- Education: University of California, Berkeley
- Occupations: Music executive Entrepreneur
- Years active: 1974 - present
- Board member of: Scayl, Inc.

= Tim Devine =

Tim Devine is an American music executive and entrepreneur. The founder of Webcastr, Devine is best known for his work as an a&r executive.

== Early life and education ==
Devine spent his childhood in Chicago, Kansas City, New York and New Jersey and moved to Los Angeles when he was 12. At 8, he saw the Beatles on the Ed Sullivan Show, and decided to pursue a career in the music business. In junior and senior high, he wrote about music for his school papers and worked at Licorice Pizza, a retail music chain. He continued as a music journalist through college, and freelanced for Phonograph Record, Rolling Stone, and the LA Free Press, among others.

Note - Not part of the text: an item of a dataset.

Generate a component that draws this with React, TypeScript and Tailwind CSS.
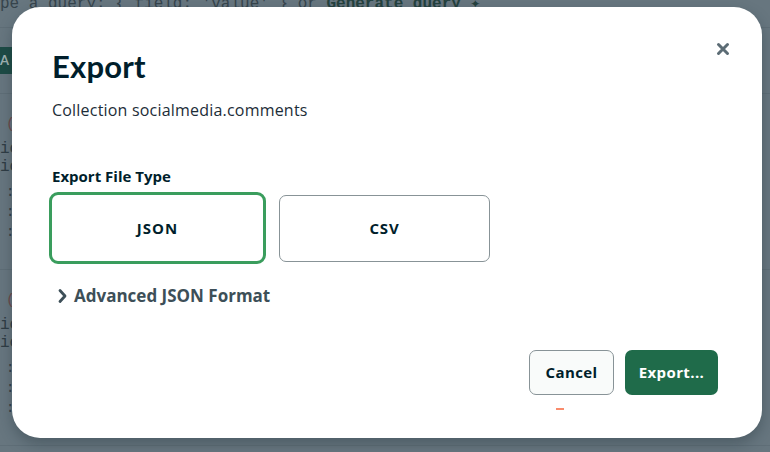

After a year at UCLA and a year at California State University, Northridge, Devine left Los Angeles to attend the University of California, Berkeley. At Berkeley, he was involved with the school's concert committee and served as the music director at KALX, the university's radio station, and as a fan, he attended historic concerts which included the final shows by the Sex Pistols and The Band's The Last Waltz. As a sophomore, he was hired by A&M Records as a college promotion representative, a position he held until 1978, when he graduated from Berkeley with a BA in Mass Communications/Political Science.

== Career ==
Just prior to his graduation, Devine—who by then had a diverse background in the music business—was hired by Warner Communications for a management training program, and began working at Warner Bros. Records in Burbank, California. As part of the program, he spent a month in each of 12 departments within the company, including the A&R, promotion, marketing departments, and worked with music industry veterans Mo Ostin, Lenny Waronker, Russ Titelman, Jerry Wexler, Bob Krasnow, Ed Rosenblatt, and Russ Thyret.
 Following the management trainee program, Devine was hired as a product manager for the label. In that capacity he was responsible for releases by Prince, Devo, Gang of Four, Van Morrison, Bob Marley, Pat Metheny, Laurie Anderson, Steve Winwood, and Little Feat, among others, and served as the product manager for U2's first two American releases, Boy and October. After six years at the company, Devine left Warner Bros. to briefly become a manager. His artist roster included Dream Syndicate, Gang of Four, Thin Lizzy and Ultravox.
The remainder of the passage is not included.